-- TASK TO COMPLETE --
Each line below should be retyped exactly, with no pictures.

━━━━━━

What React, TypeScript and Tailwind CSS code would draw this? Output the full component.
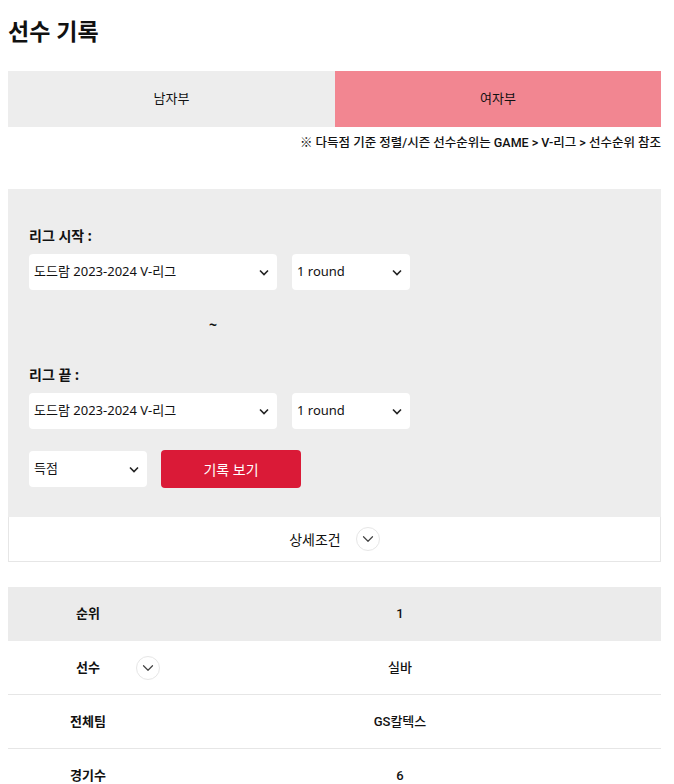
import { ChevronDown } from 'lucide-react';

const sans = "font-['Noto_Sans','Noto_Sans_CJK_KR',sans-serif]";
const roboto = "font-['Roboto','Noto_Sans_CJK_KR',sans-serif]";

function Caret() {
  return (
    <svg width="10" height="7" viewBox="0 0 10 7" className="shrink-0">
      <path d="M1 1.5 L5 5.5 L9 1.5" fill="none" stroke="#222" strokeWidth="1.6" />
    </svg>
  );
}

function Select({ label, width }: { label: string; width: string }) {
  return (
    <div
      className={`${width} flex h-9 items-center justify-between rounded-[4px] bg-white pr-[8px] pl-[5px] text-[13px] text-[#111]`}
    >
      <span>{label}</span>
      <Caret />
    </div>
  );
}

function CircleToggle() {
  return (
    <div className="flex h-[24px] w-[24px] items-center justify-center rounded-full border border-[#e6e6e6] bg-white">
      <ChevronDown size={18} strokeWidth={1.6} className="text-[#444]" />
    </div>
  );
}

const rows = [
  { label: '순위', value: '1', head: true },
  { label: '선수', value: '실바', toggle: true },
  { label: '전체팀', value: 'GS칼텍스' },
  { label: '경기수', value: '6' },
];

export default function App() {
  return (
    <div className={`${sans} h-[784px] w-[674px] overflow-hidden bg-white pr-[13px] pl-2 text-[#111]`}>
      <h1 className="pt-[16px] text-[23px] leading-[30px] font-bold">선수 기록</h1>

      <div className="mt-[25px] flex h-14 text-[13px]">
        <div className="flex w-[327px] items-center justify-center bg-[#ededed]">남자부</div>
        <div className="flex flex-1 items-center justify-center bg-[#f28691]">여자부</div>
      </div>
      <p className={`${roboto} mt-[7px] text-right text-[12.5px] leading-[18px] font-medium`}>
        ※ 다득점 기준 정렬/시즌 선수순위는 GAME &gt; V-리그 &gt; 선수순위 참조
      </p>

      <div className="mt-[37px] bg-[#ededed] px-[21px] pt-[37px] pb-[29px]">
        <p className="text-[14px] leading-[20px] font-bold">리그 시작 :</p>
        <div className="mt-[8px] flex gap-[15px]">
          <Select label="도드람 2023-2024 V-리그" width="w-[248px]" />
          <Select label="1 round" width="w-[118px]" />
        </div>
        <p className="mt-[25px] pl-[180px] text-[14px] leading-[20px] font-bold">~</p>
        <p className="mt-[30px] text-[14px] leading-[20px] font-bold">리그 끝 :</p>
        <div className="mt-[8px] flex gap-[15px]">
          <Select label="도드람 2023-2024 V-리그" width="w-[248px]" />
          <Select label="1 round" width="w-[118px]" />
        </div>
        <div className="mt-[21px] flex items-center gap-[14px]">
          <Select label="득점" width="w-[118px]" />
          <button className="h-[38px] w-[140px] rounded-[4px] bg-[#da1a37] text-[14px] text-white">
            기록 보기
          </button>
        </div>
      </div>

      <div className="flex h-[45px] items-center justify-center gap-[15px] border border-t-0 border-[#e6e6e6] text-[14px]">
        <span>상세조건</span>
        <CircleToggle />
      </div>

      <div className={`${roboto} mt-[25px] text-[13px]`}>
        {rows.map((r) => (
          <div
            key={r.label}
            className={`flex h-[54px] items-center ${r.head ? 'bg-[#ebebeb]' : 'border-b border-[#e6e6e6]'}`}
          >
            <div className="relative flex w-[160px] items-center justify-center font-bold">
              <span>{r.label}</span>
              {r.toggle && (
                <div className="absolute left-[128px]">
                  <CircleToggle />
                </div>
              )}
            </div>
            <div className="w-[464px] text-center font-medium">{r.value}</div>
          </div>
        ))}
      </div>
    </div>
  );
}
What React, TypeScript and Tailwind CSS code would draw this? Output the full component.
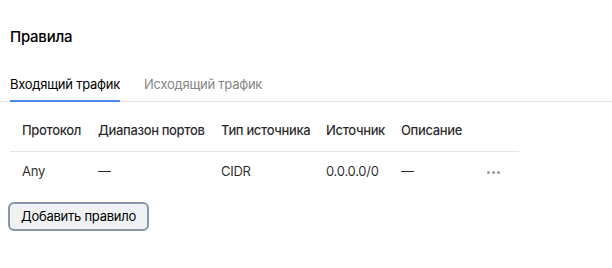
import React from "react";

const cols = "grid grid-cols-[76px_123px_105px_75px_86px_44px]";

export default function App() {
  return (
    <div className="w-[612px] h-[268px] bg-white text-[13px] tracking-[-0.25px] text-[#000000d9] font-['Inter','Noto_Sans',sans-serif] pt-[28px]">
      <div className="pl-[10px] text-[15px] font-medium leading-[18px] text-black">Правила</div>
      <div className="mt-[29px] flex border-b border-[#e5e5e5] pl-[10px]">
        <div className="pb-[7px] border-b-2 border-[#5283f4] -mb-px leading-[18px] text-black">Входящий трафик</div>
        <div className="ml-[24px] pb-[7px] leading-[18px] text-[#858585]">Исходящий трафик</div>
      </div>
      <div className="ml-[10px] mt-[19px] w-[509px]">
        <div className={`${cols} border-b border-[#e5e5e5] h-[31px] items-start font-medium tracking-[-0.35px]`}>
          <div className="px-3 whitespace-nowrap leading-[18px]">Протокол</div>
          <div className="px-3 whitespace-nowrap leading-[18px]">Диапазон портов</div>
          <div className="px-3 whitespace-nowrap leading-[18px]">Тип источника</div>
          <div className="px-3 whitespace-nowrap leading-[18px]">Источник</div>
          <div className="px-3 whitespace-nowrap leading-[18px]">Описание</div>
          <div />
        </div>
        <div className={`${cols} h-[40px] items-center`}>
          <div className="px-3">Any</div>
          <div className="px-3">—</div>
          <div className="px-3">CIDR</div>
          <div className="px-3">0.0.0.0/0</div>
          <div className="px-3">—</div>
          <div className="px-3 flex items-center gap-[2px]">
            <span className="w-[3px] h-[3px] rounded-full bg-[#9a9a9a]" />
            <span className="w-[3px] h-[3px] rounded-full bg-[#9a9a9a]" />
            <span className="w-[3px] h-[3px] rounded-full bg-[#9a9a9a]" />
          </div>
        </div>
      </div>
      <div className="pl-[8px] mt-[10px]">
        <button className="h-[29px] px-[11px] rounded-[6px] border-2 border-[#8696a7] bg-[#eff1f3] text-[13px] text-black leading-none">
          Добавить правило
        </button>
      </div>
    </div>
  );
}
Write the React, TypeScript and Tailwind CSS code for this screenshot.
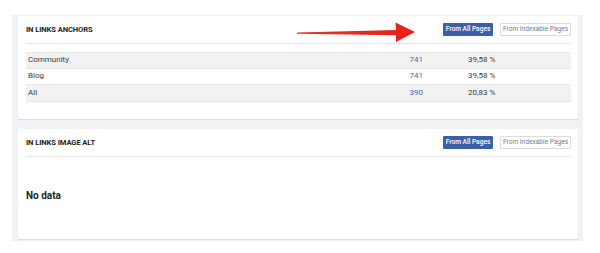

━━━━━━

-- TASK ANSWER --
What React, TypeScript and Tailwind CSS code would draw this? Output the full component.
import { ChevronDown } from 'lucide-react';

const sans = "font-['Noto_Sans','Noto_Sans_CJK_KR',sans-serif]";
const roboto = "font-['Roboto','Noto_Sans_CJK_KR',sans-serif]";

function Caret() {
  return (
    <svg width="10" height="7" viewBox="0 0 10 7" className="shrink-0">
      <path d="M1 1.5 L5 5.5 L9 1.5" fill="none" stroke="#222" strokeWidth="1.6" />
    </svg>
  );
}

function Select({ label, width }: { label: string; width: string }) {
  return (
    <div
      className={`${width} flex h-9 items-center justify-between rounded-[4px] bg-white pr-[8px] pl-[5px] text-[13px] text-[#111]`}
    >
      <span>{label}</span>
      <Caret />
    </div>
  );
}

function CircleToggle() {
  return (
    <div className="flex h-[24px] w-[24px] items-center justify-center rounded-full border border-[#e6e6e6] bg-white">
      <ChevronDown size={18} strokeWidth={1.6} className="text-[#444]" />
    </div>
  );
}

const rows = [
  { label: '순위', value: '1', head: true },
  { label: '선수', value: '실바', toggle: true },
  { label: '전체팀', value: 'GS칼텍스' },
  { label: '경기수', value: '6' },
];

export default function App() {
  return (
    <div className={`${sans} h-[784px] w-[674px] overflow-hidden bg-white pr-[13px] pl-2 text-[#111]`}>
      <h1 className="pt-[16px] text-[23px] leading-[30px] font-bold">선수 기록</h1>

      <div className="mt-[25px] flex h-14 text-[13px]">
        <div className="flex w-[327px] items-center justify-center bg-[#ededed]">남자부</div>
        <div className="flex flex-1 items-center justify-center bg-[#f28691]">여자부</div>
      </div>
      <p className={`${roboto} mt-[7px] text-right text-[12.5px] leading-[18px] font-medium`}>
        ※ 다득점 기준 정렬/시즌 선수순위는 GAME &gt; V-리그 &gt; 선수순위 참조
      </p>

      <div className="mt-[37px] bg-[#ededed] px-[21px] pt-[37px] pb-[29px]">
        <p className="text-[14px] leading-[20px] font-bold">리그 시작 :</p>
        <div className="mt-[8px] flex gap-[15px]">
          <Select label="도드람 2023-2024 V-리그" width="w-[248px]" />
          <Select label="1 round" width="w-[118px]" />
        </div>
        <p className="mt-[25px] pl-[180px] text-[14px] leading-[20px] font-bold">~</p>
        <p className="mt-[30px] text-[14px] leading-[20px] font-bold">리그 끝 :</p>
        <div className="mt-[8px] flex gap-[15px]">
          <Select label="도드람 2023-2024 V-리그" width="w-[248px]" />
          <Select label="1 round" width="w-[118px]" />
        </div>
        <div className="mt-[21px] flex items-center gap-[14px]">
          <Select label="득점" width="w-[118px]" />
          <button className="h-[38px] w-[140px] rounded-[4px] bg-[#da1a37] text-[14px] text-white">
            기록 보기
          </button>
        </div>
      </div>

      <div className="flex h-[45px] items-center justify-center gap-[15px] border border-t-0 border-[#e6e6e6] text-[14px]">
        <span>상세조건</span>
        <CircleToggle />
      </div>

      <div className={`${roboto} mt-[25px] text-[13px]`}>
        {rows.map((r) => (
          <div
            key={r.label}
            className={`flex h-[54px] items-center ${r.head ? 'bg-[#ebebeb]' : 'border-b border-[#e6e6e6]'}`}
          >
            <div className="relative flex w-[160px] items-center justify-center font-bold">
              <span>{r.label}</span>
              {r.toggle && (
                <div className="absolute left-[128px]">
                  <CircleToggle />
                </div>
              )}
            </div>
            <div className="w-[464px] text-center font-medium">{r.value}</div>
          </div>
        ))}
      </div>
    </div>
  );
}
What React, TypeScript and Tailwind CSS code would draw this? Output the full component.
import React from "react";

const cols = "grid grid-cols-[76px_123px_105px_75px_86px_44px]";

export default function App() {
  return (
    <div className="w-[612px] h-[268px] bg-white text-[13px] tracking-[-0.25px] text-[#000000d9] font-['Inter','Noto_Sans',sans-serif] pt-[28px]">
      <div className="pl-[10px] text-[15px] font-medium leading-[18px] text-black">Правила</div>
      <div className="mt-[29px] flex border-b border-[#e5e5e5] pl-[10px]">
        <div className="pb-[7px] border-b-2 border-[#5283f4] -mb-px leading-[18px] text-black">Входящий трафик</div>
        <div className="ml-[24px] pb-[7px] leading-[18px] text-[#858585]">Исходящий трафик</div>
      </div>
      <div className="ml-[10px] mt-[19px] w-[509px]">
        <div className={`${cols} border-b border-[#e5e5e5] h-[31px] items-start font-medium tracking-[-0.35px]`}>
          <div className="px-3 whitespace-nowrap leading-[18px]">Протокол</div>
          <div className="px-3 whitespace-nowrap leading-[18px]">Диапазон портов</div>
          <div className="px-3 whitespace-nowrap leading-[18px]">Тип источника</div>
          <div className="px-3 whitespace-nowrap leading-[18px]">Источник</div>
          <div className="px-3 whitespace-nowrap leading-[18px]">Описание</div>
          <div />
        </div>
        <div className={`${cols} h-[40px] items-center`}>
          <div className="px-3">Any</div>
          <div className="px-3">—</div>
          <div className="px-3">CIDR</div>
          <div className="px-3">0.0.0.0/0</div>
          <div className="px-3">—</div>
          <div className="px-3 flex items-center gap-[2px]">
            <span className="w-[3px] h-[3px] rounded-full bg-[#9a9a9a]" />
            <span className="w-[3px] h-[3px] rounded-full bg-[#9a9a9a]" />
            <span className="w-[3px] h-[3px] rounded-full bg-[#9a9a9a]" />
          </div>
        </div>
      </div>
      <div className="pl-[8px] mt-[10px]">
        <button className="h-[29px] px-[11px] rounded-[6px] border-2 border-[#8696a7] bg-[#eff1f3] text-[13px] text-black leading-none">
          Добавить правило
        </button>
      </div>
    </div>
  );
}
Write the React, TypeScript and Tailwind CSS code for this screenshot.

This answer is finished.